Four states—New Hampshire, Kansas, Kentucky, and Hawaii—have authorized PAYS® tariffs. All were for state-regulated utilities. Additionally, a municipality approved a PAYS® tariff for its municipal water utility in California. Here is a list of attached Commission orders noting the highlights.
Order 23574 page 18 Section G discussion of Pay As You Save® and why it should be considered
Order 23758 was the order in which the NHPUC ruled it had the power to have charges run with the meter and disconnect for non-payment
Order 23851 was the NHPUC’s approval of the Pilots prepared by the Energy Efficiency Institute, Inc. (EEI) and filed by two utilities, New Hampshire Public Service and New Hampshire Electric Cooperative
Order 24417 required both utilities to continue offering PAYS over their and other NH utilities’ objections
The Kansas Corporations Commission first ruled on 8/16/07 in Dockets No. 07-MDWG-784-TAR and 07-MDWE-788-TAR its approval of MidWest Energy’s filing of a PAYS tariff (How$mart Approvalf)
On December 20, 2007, the KCC reconsidered its 8/16/07 order and reapproved its decision to authorize Midwest Energy to offer a PAYS® Tariff with Disconnection for Non Payment. (KCC-Reconsideration)
Inasmuch as the Commission was ordered by State Statute to implement PAYS® the Commission’s anger at being forced to implement the tariff may be understandable and this order does not offer much. However, in its October 24, 2006 Order No. 22974, it does cite its authority to implement PAYS® instead of just citing its obligation under state law. In its June 29, 2007 Order No. 23531, the Commission’s anger at being forced to implement these programs seems to be reflected in a somewhat illogical order, but there is one important statement on page 35. The Commission actually states disconnection for non-payment is sound public policy:
Indeed, by paying for the SWH system on their utility bills, the participating customers are effectively paying for electricity because the SWH systems result in electricity savings. Therefore, the commission finds that the disconnection of service for non-payment of the SWH system charges results in sound public policy.
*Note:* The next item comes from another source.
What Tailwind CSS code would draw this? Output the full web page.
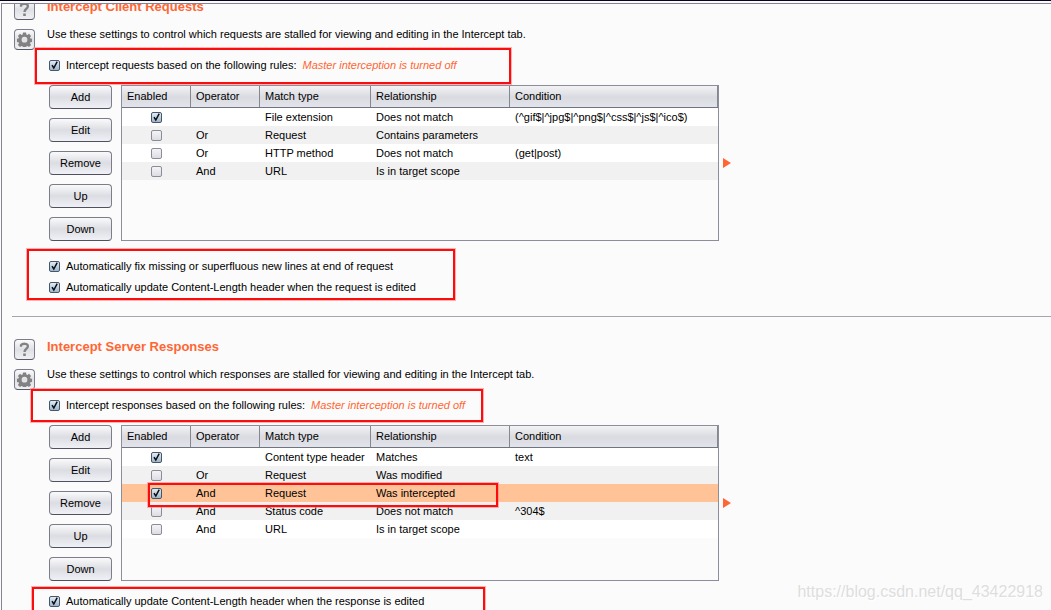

On February 1, 2013, Hawaii’s Public Utilities Commission in Order No. 30974 closing Docket 2011-0186 made Hawaii the first state in the nation to authorize a state-wide tariffed on-bill financing program. The order reads: “The commission concludes that any on-bill financing program should be structured as a service and tariff-based 2011-0186 30 program, rather than a loan-based program. (pp. 30 – 31).
Four public power utilities filed an application to operate pilot programs, Case No. 2010-00089, based on the PAYS® system serving a total of 200 – 300 customers split among the utilities depending upon demand for the program.
In spite of objections by the Attorney General, in its order, the Commission approved the pilot programs because they were voluntary tariffs and only 90% of the savings were allocated to pay back installation costs. (2010-00089_PSC_ORDER)
The Michigan Commission issued an order from addressing the PAYS® system. Its order helps with one of the two key issues: disconnection for non-payment. In its order of September 26, 2006 in Docket U-13808, the Michigan PSC approved what it called a PAYS tariff (in violation of US Trademark law) without the charges running with the meter. Ironically, it permitted disconnection for non-payment.